U.S.’s AAA at Risk If Congress Fails on Debt Limit, Fitch Says
(Bloomberg) -- The U.S.’s AAA sovereign rating could be at risk if Congress fails to raise the federal debt limit, forcing the Treasury into a payments default, according to Fitch Ratings.
In an echo of the turmoil of the 2011 debt-limit showdown -- when S&P Global Ratings downgraded the U.S. from AAA, roiling global financial markets for a time -- Fitch said Friday that delayed or defaulted payments by the Treasury, even on items other than Treasury securities, “would likely undermine the U.S.’s ‘AAA’ status.”
Fitch, which has had a “negative outlook” on the sovereign AAA U.S. rating since July 2020, underscored that it “believes that the debt limit will be raised or suspended in time to avert a default event.”
“But if this were not done in a timely manner, political brinkmanship and reduced financing flexibility could increase the risk of a U.S. sovereign default,” Fitch said.
The warning comes ahead of the latest attempt by congressional Democrats to suspend the federal debt limit, which kicked back in at the start of August. Senate Majority Leader Chuck Schumer plans to seek a vote as soon as early next week on the debt-limit suspension bill the House passed on Wednesday.
Republicans are likely to block that vote, as they did with legislation on Monday, when Democrats attached a debt-ceiling suspension to a stopgap spending bill.
GOP lawmakers have argued that Democrats should use the so-called reconciliation route to increase the debt limit. That’s the parliamentary procedure that bypasses a filibuster, which Democrats used to enact the $1.9 trillion pandemic-relief bill in March and are currently using to advance an up-to-$3.5 trillion social spending package.
That route, however, could potentially take two weeks or so and require multiple, lengthy rounds of votes on politically charged amendments.
Democratic congressional leaders are pushing Republican senators to avoid blocking a vote on a simple bill to suspend the debt limit until December 2022.

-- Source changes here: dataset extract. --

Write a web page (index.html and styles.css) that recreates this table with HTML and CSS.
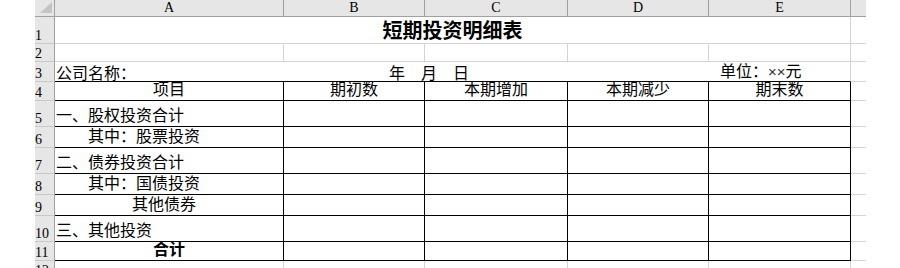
FILE: index.html
```html
<!DOCTYPE html>
<html lang="zh-CN">
<head>
<meta charset="utf-8">
<title>短期投资明细表</title>
<link rel="stylesheet" href="styles.css">
</head>
<body>
<div class="sheet">
  <!-- column headers -->
  <div class="hd corner">
    <svg width="19" height="16" viewBox="0 0 19 16"><polygon points="5,13 17,13 17,2" fill="#c4c4c4"/></svg>
  </div>
  <div class="hd">A</div>
  <div class="hd">B</div>
  <div class="hd">C</div>
  <div class="hd">D</div>
  <div class="hd">E</div>
  <div class="hd edge"></div>

  <!-- 1 -->
  <div class="rh">1</div>
  <div class="cell title span5">短期投资明细表</div>
  <div class="cell edge"></div>

  <!-- 2 -->
  <div class="rh">2</div>
  <div class="cell"></div>
  <div class="cell"></div>
  <div class="cell"></div>
  <div class="cell"></div>
  <div class="cell"></div>
  <div class="cell edge"></div>

  <!-- 3 -->
  <div class="rh">3</div>
  <div class="cell info span5 rule-bottom">
    <span class="company">公司名称：</span>
    <span class="date"><span>年</span><span>月</span><span>日</span></span>
    <span class="unit">单位：<span class="xx">××</span>元</span>
  </div>
  <div class="cell edge"></div>

  <!-- 4 -->
  <div class="rh">4</div>
  <div class="cell ruled center">项目</div>
  <div class="cell ruled center">期初数</div>
  <div class="cell ruled center">本期增加</div>
  <div class="cell ruled center">本期减少</div>
  <div class="cell ruled center">期末数</div>
  <div class="cell edge"></div>

  <!-- 5 -->
  <div class="rh">5</div>
  <div class="cell ruled">一、股权投资合计</div>
  <div class="cell ruled"></div>
  <div class="cell ruled"></div>
  <div class="cell ruled"></div>
  <div class="cell ruled"></div>
  <div class="cell edge"></div>

  <!-- 6 -->
  <div class="rh">6</div>
  <div class="cell ruled indent">其中：股票投资</div>
  <div class="cell ruled"></div>
  <div class="cell ruled"></div>
  <div class="cell ruled"></div>
  <div class="cell ruled"></div>
  <div class="cell edge"></div>

  <!-- 7 -->
  <div class="rh">7</div>
  <div class="cell ruled">二、债券投资合计</div>
  <div class="cell ruled"></div>
  <div class="cell ruled"></div>
  <div class="cell ruled"></div>
  <div class="cell ruled"></div>
  <div class="cell edge"></div>

  <!-- 8 -->
  <div class="rh">8</div>
  <div class="cell ruled indent">其中：国债投资</div>
  <div class="cell ruled"></div>
  <div class="cell ruled"></div>
  <div class="cell ruled"></div>
  <div class="cell ruled"></div>
  <div class="cell edge"></div>

  <!-- 9 -->
  <div class="rh">9</div>
  <div class="cell ruled indent-deep">其他债券</div>
  <div class="cell ruled"></div>
  <div class="cell ruled"></div>
  <div class="cell ruled"></div>
  <div class="cell ruled"></div>
  <div class="cell edge"></div>

  <!-- 10 -->
  <div class="rh">10</div>
  <div class="cell ruled">三、其他投资</div>
  <div class="cell ruled"></div>
  <div class="cell ruled"></div>
  <div class="cell ruled"></div>
  <div class="cell ruled"></div>
  <div class="cell edge"></div>

  <!-- 11 -->
  <div class="rh">11</div>
  <div class="cell ruled center strong">合计</div>
  <div class="cell ruled"></div>
  <div class="cell ruled"></div>
  <div class="cell ruled"></div>
  <div class="cell ruled"></div>
  <div class="cell edge"></div>

  <!-- 12 -->
  <div class="rh">12</div>
  <div class="cell"></div>
  <div class="cell"></div>
  <div class="cell"></div>
  <div class="cell"></div>
  <div class="cell"></div>
  <div class="cell edge"></div>
</div>
</body>
</html>
```

FILE: styles.css
```css
html, body {
  margin: 0;
  padding: 0;
  background: #fff;
  overflow: hidden;
}

.sheet {
  display: grid;
  grid-template-columns: 20px 229px 141px 143px 141px 142px 15px;
  grid-template-rows: 17px 27px 18px 20px 19px 26px 21px 26px 21px 21px 26px 19px 18px;
  width: 831px;
  margin-left: 35px;
  overflow: hidden;
  font-family: "Noto Sans CJK SC", sans-serif;
  font-size: 16px;
  color: #000;
}

.sheet > div {
  box-sizing: border-box;
  border-right: 1px solid #d4d4d4;
  border-bottom: 1px solid #d4d4d4;
  white-space: nowrap;
}

/* column headers */
.hd {
  background: #e6e6e6;
  border-right-color: #a0a0a0 !important;
  border-bottom-color: #a0a0a0 !important;
  font: 14px/16px "Liberation Serif", serif;
  display: flex;
  align-items: center;
  justify-content: center;
}

.corner svg {
  display: block;
}

.hd.edge {
  border-right: none !important;
}

/* row headers */
.rh {
  background: #e6e6e6;
  border-right-color: #a0a0a0 !important;
  border-bottom-color: #c8c8c8 !important;
  font: 14px/12px "Liberation Serif", serif;
  display: flex;
  align-items: flex-end;
  padding-bottom: 1px;
}

/* sheet cells: text sits on the bottom of the cell */
.cell {
  display: flex;
  align-items: flex-end;
  line-height: 16px;
  padding-left: 1px;
  padding-bottom: 4px;
}

.cell.edge {
  border-right: none !important;
}

.span5 {
  grid-column: span 5;
}

.title {
  justify-content: center;
  font-weight: bold;
  font-size: 20px;
  line-height: 20px;
  padding-left: 0;
  padding-bottom: 3px;
}

.info {
  display: grid;
  grid-template-columns: 333px 331px auto;
  align-items: end;
}

.date {
  display: flex;
  gap: 16px;
}

.xx {
  font-family: "Liberation Sans", sans-serif;
  font-size: 15px;
  color: #333;
}

.rule-bottom {
  border-bottom-color: #000 !important;
}

.ruled {
  border-right-color: #000 !important;
  border-bottom-color: #000 !important;
}

.center {
  justify-content: center;
  padding-left: 0;
}

.indent {
  padding-left: 33px;
}

.indent-deep {
  padding-left: 77px;
}

.strong {
  font-weight: bold;
}
```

Treasury Secretary Janet Yellen has warned the Treasury could run out of cash as around Oct. 18. In that case, it would need to decide whether to prioritize payments on Treasuries over other federal obligations. While the Treasury has said it won’t engage in prioritization, many in the bond market anticipate that that would happen.
Fitch underscored its view that prioritization may not be enough to sustain full confidence in the current, top rating for the U.S.
“The economic impact of debt prioritization and the potential damage to investor confidence in the full faith and credit of the U.S. (which enables its ‘AAA’ rating to tolerate such high public debt) may not be compatible with an ‘AAA’ rating,” Fitch said in its release Friday.